Up to the present there exist very few experimental data on the transport, magnetic properties and crystalline electric field (CEF) for the intermetallic compounds of the cubic RECu5 (RE = rare earths) series. One reason is the difficulty in obtaining single-phase samples due to the proximity of two different congruently melting RECu5 phases. The compounds with light RE(e.g. RE from La to Gd) crystallise in the simple hexagonal CaCu5-type structure, while the heavy rare earths compounds exhibit the cubic AuBe5-type structure or also hexagonal one. In order to overcome the problem of obtaining of the single phase samples we have used the melt spinning technique as the successful method for sample preparation. Further, we have performed a systematic study of the transport, magnetic and point-contact properties of RECu5 (RE = Tb, Dy, Ho, Er, Tm) with the stress on CEF effects. In order to study the CEF contribution to the interaction of conduction electrons with other quasiparticles presented in the compound (the electron-quasiparticle interaction function) directly we have used the point contact (PC) spectroscopy. Thus we demonstrated the possibility of PCS study of the samples prepared in the form of the melt-spun ribbons.
    In Fig. 4 the measured characteristic PC spectra of the heterocontacts between RECu5 and Cu in the ballistic regime at a temperature 1.5 K are presented. Hered2V/dI2(U)is directly proportional to the electron-quasiparticle interaction function.
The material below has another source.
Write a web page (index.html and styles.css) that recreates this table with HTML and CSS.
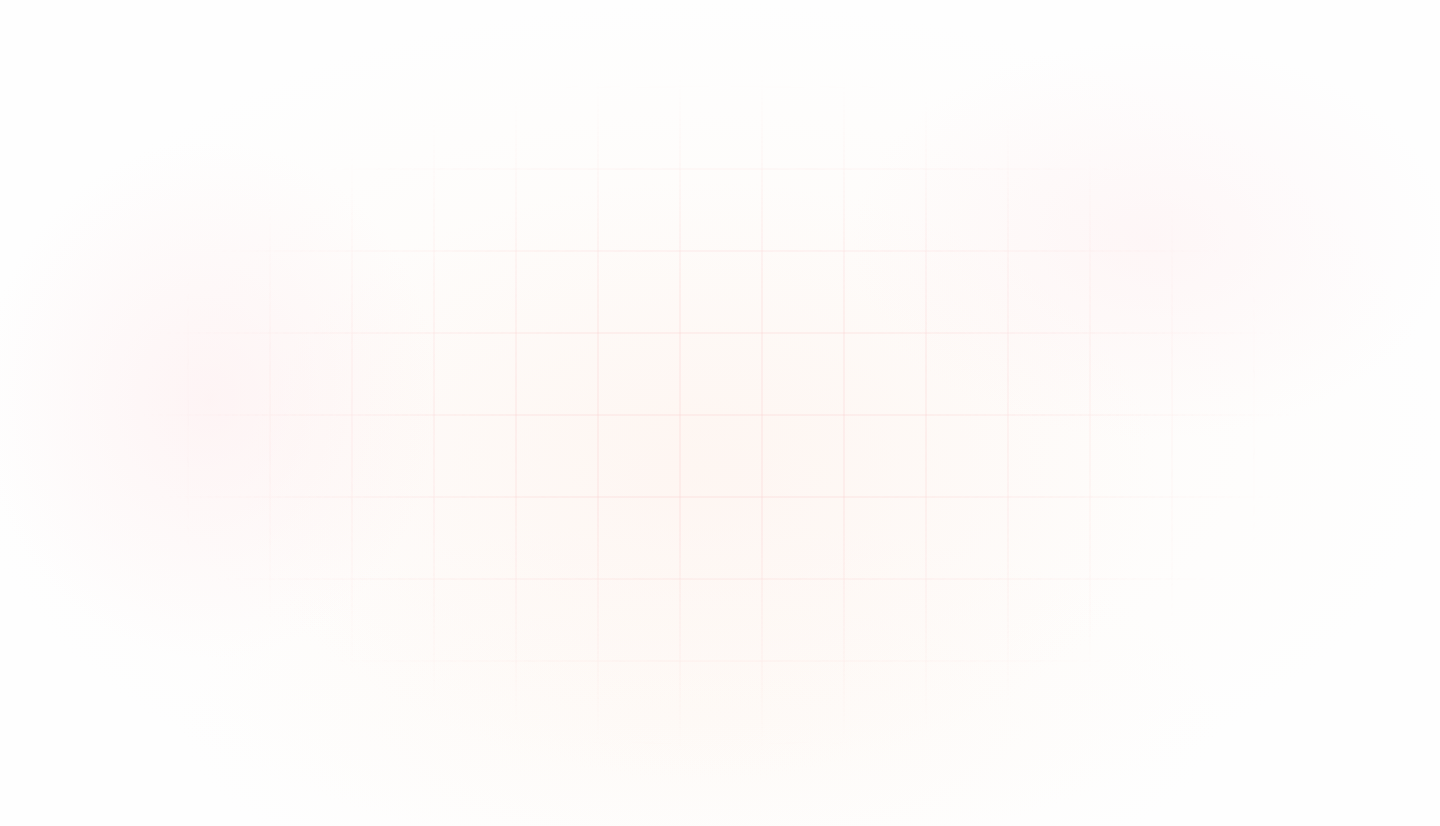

We observed always a broad maximum situated at about 18 - 19 meV. In this energy range there is the main peak which is characteristic for the electron-phonon interaction in pure Cu-Cu contacts. However, the contribution of one metal to the heterocontact PC spectrum is inversely proportional to the Fermi velocity of this metal. The homocontact measurements were not always possible. We have shown in the TmCu5-TmCu5 case that this maximum is present at the same energy position and it has smaller intensity. Therefore, it is connected with the scattering of conduction electrons on phonons of RECu5 and Cu.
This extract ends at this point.